Aamer Nazir

Personal information
- Full name: Aamer Nazir
- Born: January 2, 1971 (age 55) Lahore, Punjab, Pakistan
- Batting: Right-handed
- Bowling: Right-arm fast-medium

International information
- National side: Pakistan (1993–1995);
- Test debut (cap 127): 23 April 1993 v West Indies
- Last Test: 22 September 1995 v Sri Lanka
- ODI debut (cap 90): 26 March 1993 v West Indies
- Last ODI: 11 April 1995 v Sri Lanka

Career statistics
| Competition | Test | ODI |
| Matches | 6 | 9 |
| Runs scored | 31 | 13 |
| Batting average | 6.20 | 13.00 |
| 100s/50s | 0/0 | 0/0 |
| Top score | 11 | 9* |
| Balls bowled | 1,057 | 417 |
| Wickets | 20 | 11 |
| Bowling average | 29.85 | 31.45 |
| 5 wickets in innings | 1 | 0 |
| 10 wickets in match | 0 | 0 |
| Best bowling | 5/46 | 3/43 |
| Catches/stumpings | 2/– | 0/– |
- Source: ESPNcricinfo, 4 February 2017

= Aamer Nazir =

Pakistani cricketer (born 1971)

Aamer Nazir (born 2 January 1971) is a former Pakistani cricketer who played in six Test matches and nine One Day Internationals from 1993 to 1995.

==Career==
Nazir received his training from Panthers and Tigers Gymkhana. In his early career, he played Grade 2 cricket matches in various tournaments.

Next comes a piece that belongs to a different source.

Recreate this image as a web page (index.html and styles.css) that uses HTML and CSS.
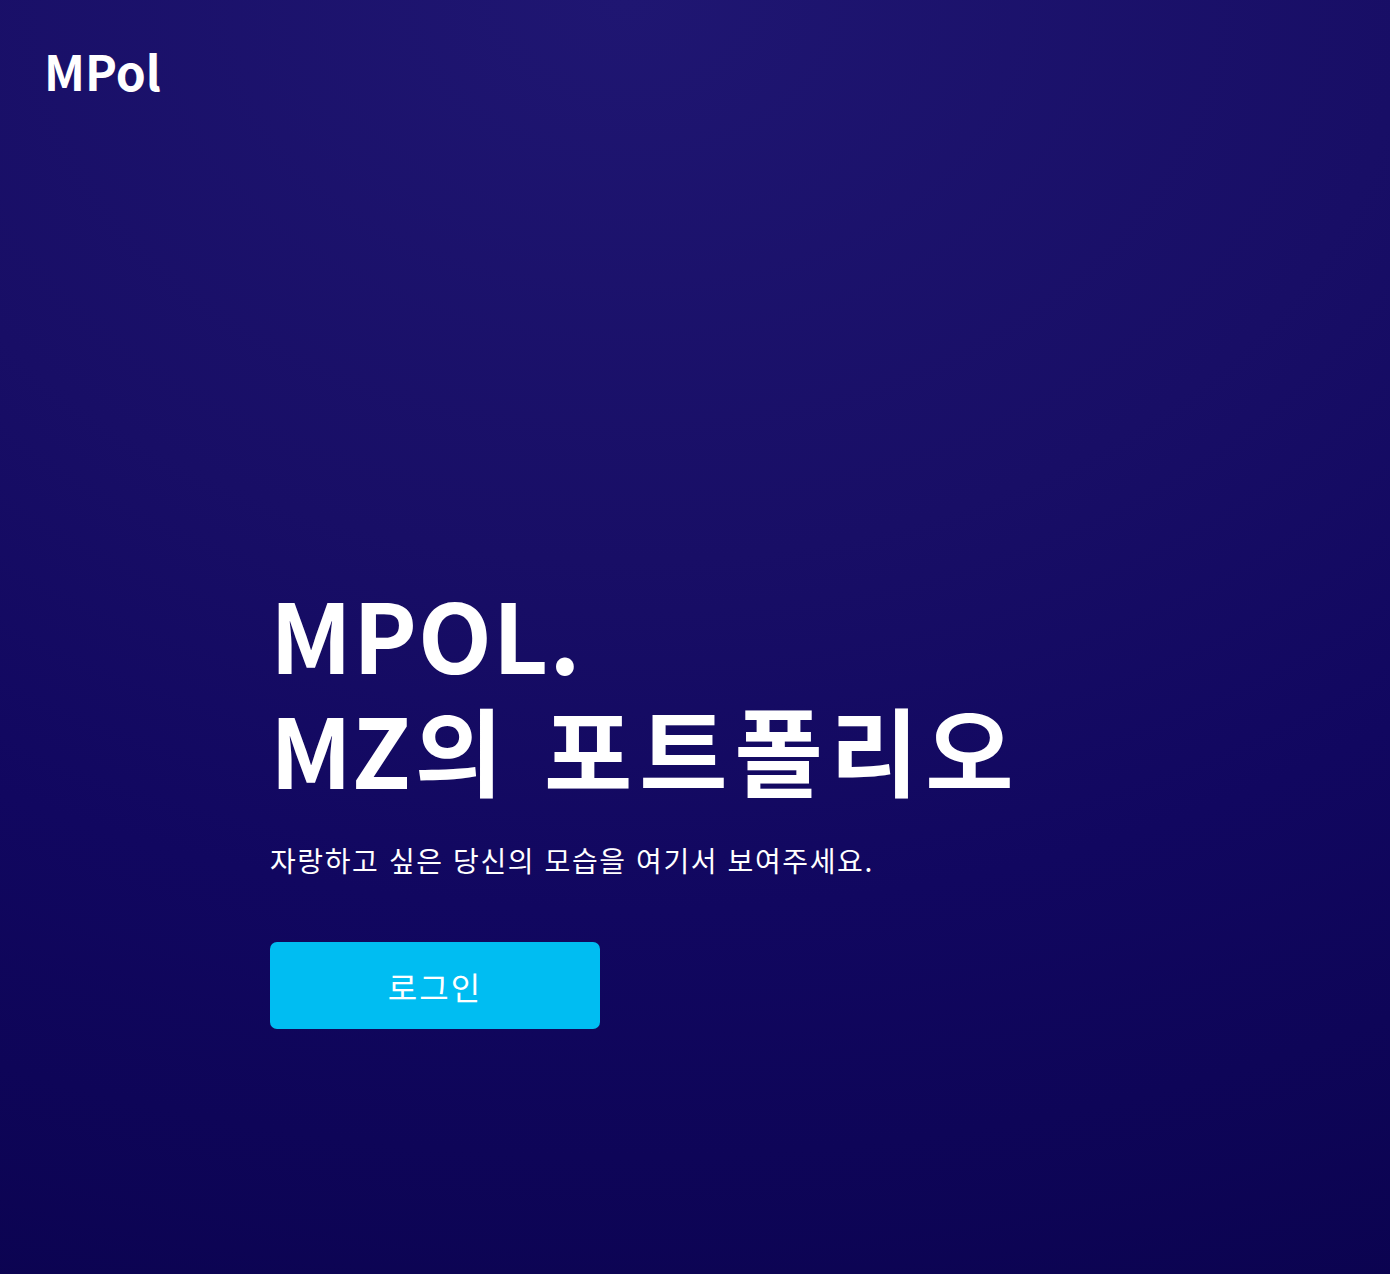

At the age of 22, he was included in Pakistan national cricket team. He made his international debut in March 1993 against West Indies in an ODI match. During the match, he almost achieved the rare feat of a hat-trick on debut but was denied by a poor umpiring decision as described by Geoffrey Boycott. Later in April 1993, when Pakistan played a Test against South Africa in Johannesburg in 1995, injuries to pace bowlers resulted in a call-up for Nazir. Nazir was still on a 14-hour flight when he was named in the team, his plane landed an hour before play and he took the field 35 minutes late. When he bowled, he broke down with cramps.